WRITTEN TASK: Set down the material below in full, matching it exactly.

━━━━

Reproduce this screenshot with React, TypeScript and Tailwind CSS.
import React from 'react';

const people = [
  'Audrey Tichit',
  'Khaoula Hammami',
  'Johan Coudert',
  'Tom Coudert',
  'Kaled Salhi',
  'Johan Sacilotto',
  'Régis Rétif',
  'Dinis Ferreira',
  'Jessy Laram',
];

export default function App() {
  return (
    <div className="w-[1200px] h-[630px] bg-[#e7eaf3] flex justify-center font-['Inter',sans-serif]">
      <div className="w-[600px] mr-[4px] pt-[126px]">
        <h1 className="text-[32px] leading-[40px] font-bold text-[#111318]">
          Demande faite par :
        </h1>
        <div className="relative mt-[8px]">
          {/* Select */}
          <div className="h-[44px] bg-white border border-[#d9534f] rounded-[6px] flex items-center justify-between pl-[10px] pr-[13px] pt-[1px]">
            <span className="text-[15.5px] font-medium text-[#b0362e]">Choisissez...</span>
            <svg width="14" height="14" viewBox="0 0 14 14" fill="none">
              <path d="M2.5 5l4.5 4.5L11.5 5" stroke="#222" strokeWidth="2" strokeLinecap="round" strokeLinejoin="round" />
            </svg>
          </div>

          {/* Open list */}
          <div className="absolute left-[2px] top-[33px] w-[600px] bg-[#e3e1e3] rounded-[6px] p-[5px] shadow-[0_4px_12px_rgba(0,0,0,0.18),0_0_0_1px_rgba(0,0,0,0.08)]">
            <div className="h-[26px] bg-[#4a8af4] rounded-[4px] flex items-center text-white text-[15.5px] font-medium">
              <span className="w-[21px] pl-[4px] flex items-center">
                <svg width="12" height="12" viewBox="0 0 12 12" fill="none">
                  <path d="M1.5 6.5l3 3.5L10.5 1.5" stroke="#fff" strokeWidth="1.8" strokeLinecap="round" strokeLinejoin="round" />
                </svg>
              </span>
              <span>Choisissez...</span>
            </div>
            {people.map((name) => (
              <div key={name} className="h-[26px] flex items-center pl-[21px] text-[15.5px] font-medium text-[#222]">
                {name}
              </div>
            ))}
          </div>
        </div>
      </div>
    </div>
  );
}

━━━━

ANSWER TO THE PROBLEM:
Reproduce this screenshot with React, TypeScript and Tailwind CSS.
import React from 'react';

const people = [
  'Audrey Tichit',
  'Khaoula Hammami',
  'Johan Coudert',
  'Tom Coudert',
  'Kaled Salhi',
  'Johan Sacilotto',
  'Régis Rétif',
  'Dinis Ferreira',
  'Jessy Laram',
];

export default function App() {
  return (
    <div className="w-[1200px] h-[630px] bg-[#e7eaf3] flex justify-center font-['Inter',sans-serif]">
      <div className="w-[600px] mr-[4px] pt-[126px]">
        <h1 className="text-[32px] leading-[40px] font-bold text-[#111318]">
          Demande faite par :
        </h1>
        <div className="relative mt-[8px]">
          {/* Select */}
          <div className="h-[44px] bg-white border border-[#d9534f] rounded-[6px] flex items-center justify-between pl-[10px] pr-[13px] pt-[1px]">
            <span className="text-[15.5px] font-medium text-[#b0362e]">Choisissez...</span>
            <svg width="14" height="14" viewBox="0 0 14 14" fill="none">
              <path d="M2.5 5l4.5 4.5L11.5 5" stroke="#222" strokeWidth="2" strokeLinecap="round" strokeLinejoin="round" />
            </svg>
          </div>

          {/* Open list */}
          <div className="absolute left-[2px] top-[33px] w-[600px] bg-[#e3e1e3] rounded-[6px] p-[5px] shadow-[0_4px_12px_rgba(0,0,0,0.18),0_0_0_1px_rgba(0,0,0,0.08)]">
            <div className="h-[26px] bg-[#4a8af4] rounded-[4px] flex items-center text-white text-[15.5px] font-medium">
              <span className="w-[21px] pl-[4px] flex items-center">
                <svg width="12" height="12" viewBox="0 0 12 12" fill="none">
                  <path d="M1.5 6.5l3 3.5L10.5 1.5" stroke="#fff" strokeWidth="1.8" strokeLinecap="round" strokeLinejoin="round" />
                </svg>
              </span>
              <span>Choisissez...</span>
            </div>
            {people.map((name) => (
              <div key={name} className="h-[26px] flex items-center pl-[21px] text-[15.5px] font-medium text-[#222]">
                {name}
              </div>
            ))}
          </div>
        </div>
      </div>
    </div>
  );
}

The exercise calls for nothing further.